In just the past few weeks, three developments touched directly on how the deadliest peacetime shooting in US history by a single gunman continues to spark debate and shape society:
New details anger parents
Basically a clarification to the original report, the correction changed the timeline of the university’s response, pointing out that university officials failed to alert the campus of a “shooter on the loose” for two hours even as they locked down university offices and at least two staffers informed their own families of the first shooting, at Ambler Johnston Hall. The new report also notes that the university cancelled trash collection 20 minutes before alerting the campus.
The addendum doesn’t change the findings of the review, which had already determined that the university’s poor response between the first shooting at Ambler Johnston Hall and the classroom shootings at Norris Hall nearly two hours later contributed to the loss of life.
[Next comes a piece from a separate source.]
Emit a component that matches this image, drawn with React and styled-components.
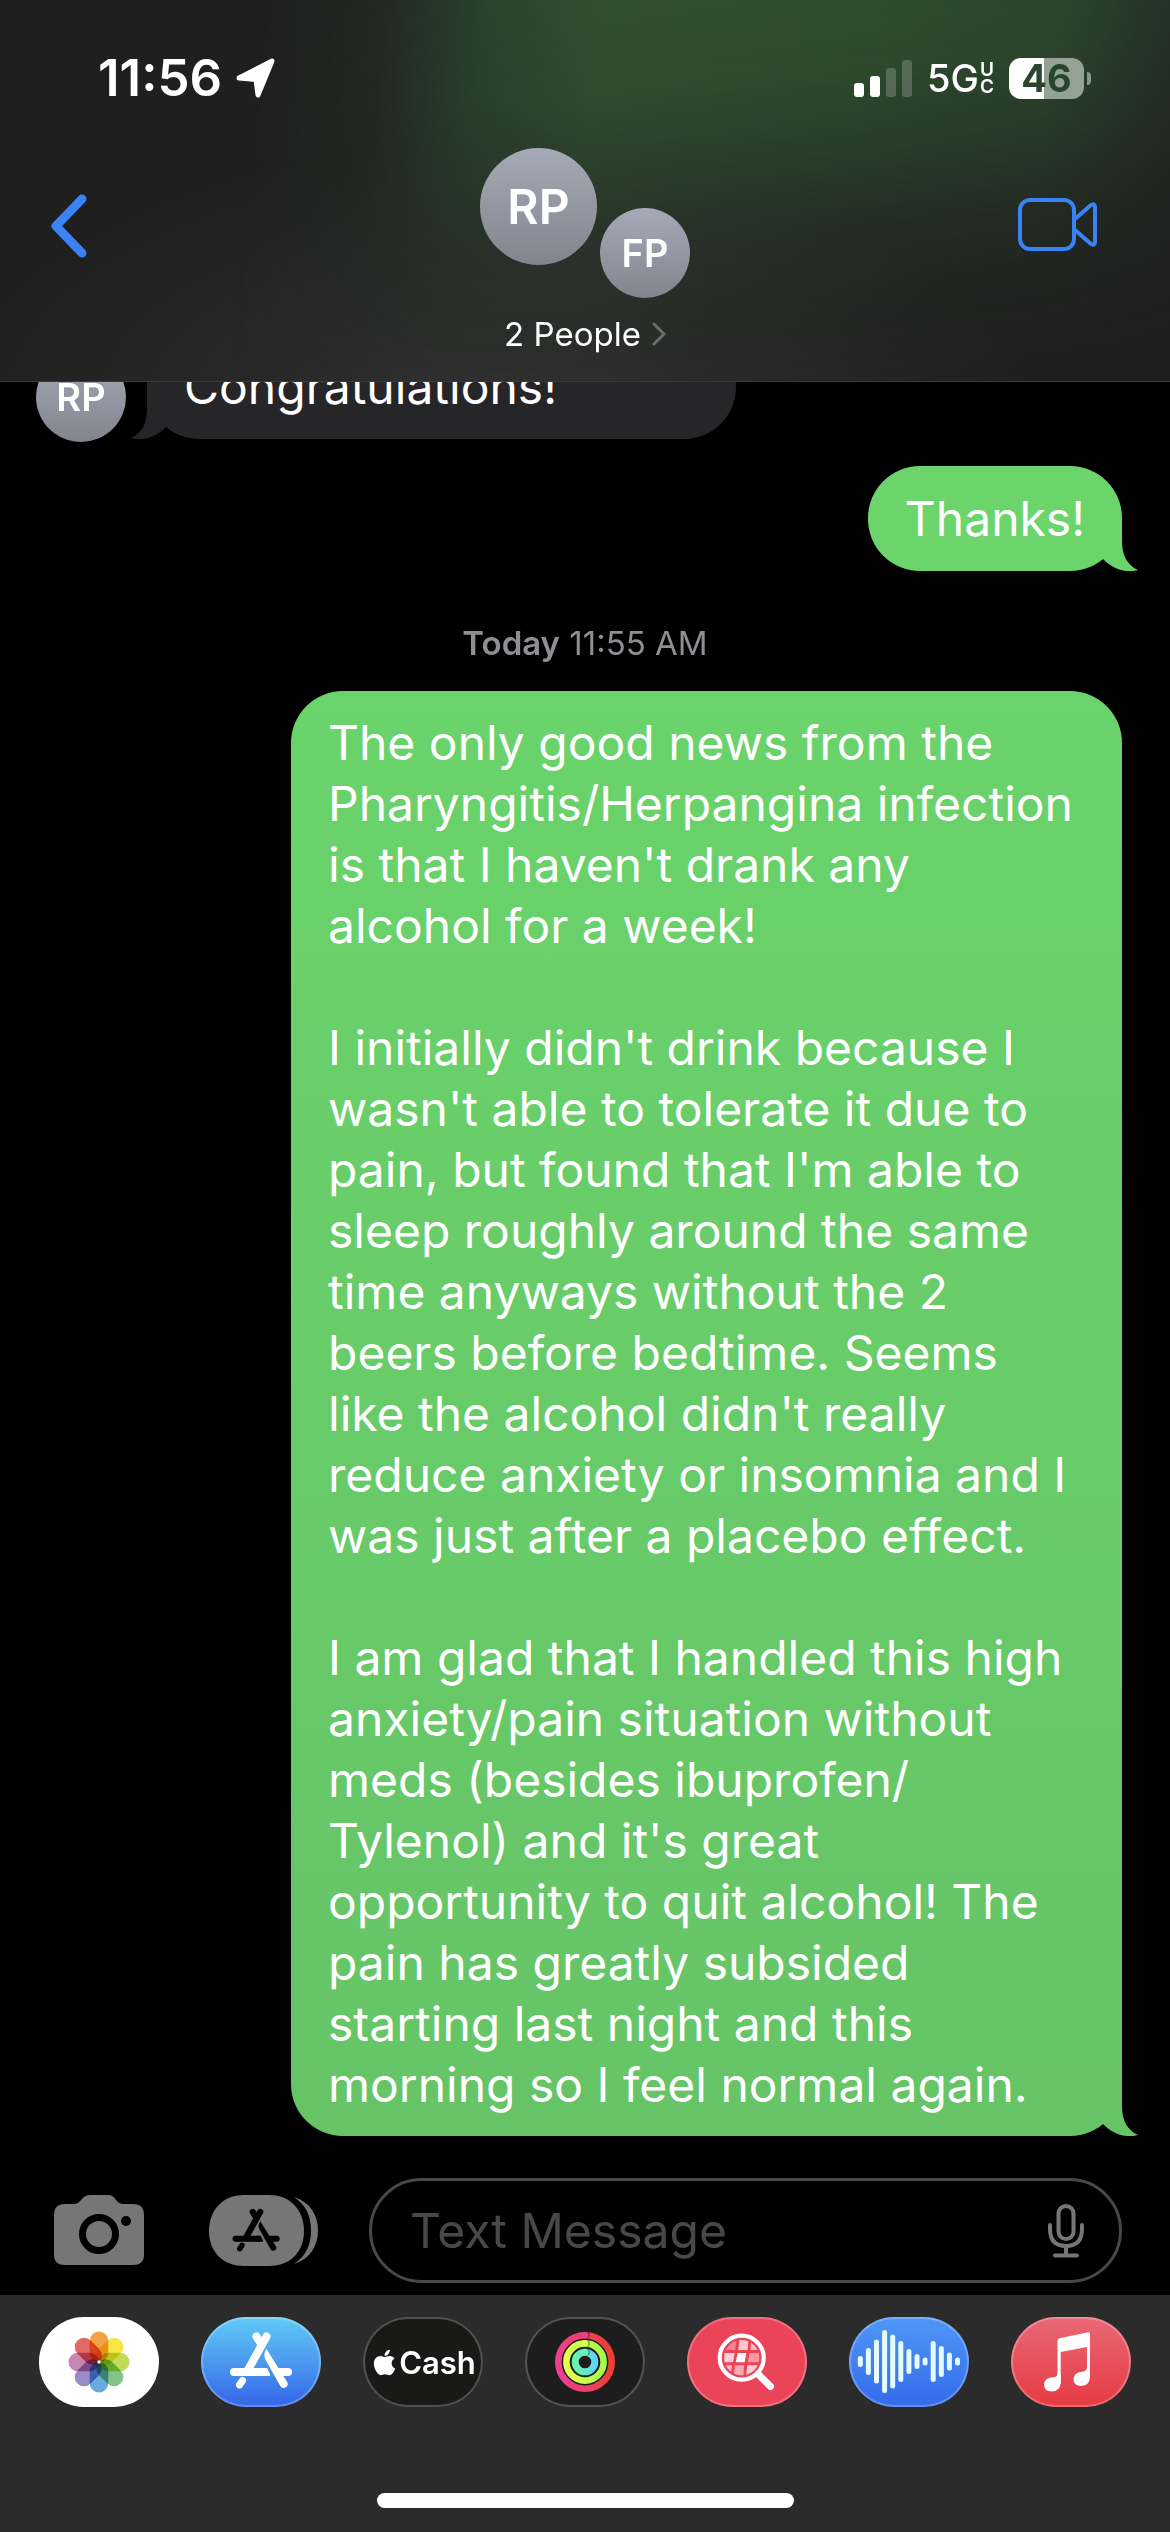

But it did give vent to families who still believe that state and university officials have yet to tell the whole truth about what happened that morning, confirming, at least to some, that it is accuracy and responsibility -- not concerns about image and culpability -- that are critical to the healing process after a mass shooting.
“We still suffer emotional pain dealing with the impenetrable layers of bureaucracy in our simple quest for answers,” a statement from the victims’ families said. “An accurate, complete and thorough accounting of what happened before, during and after April 16th, 2007 is the legacy we seek on behalf of those who died and those who survived.”
All but two families accepted an $11 million settlement from the state.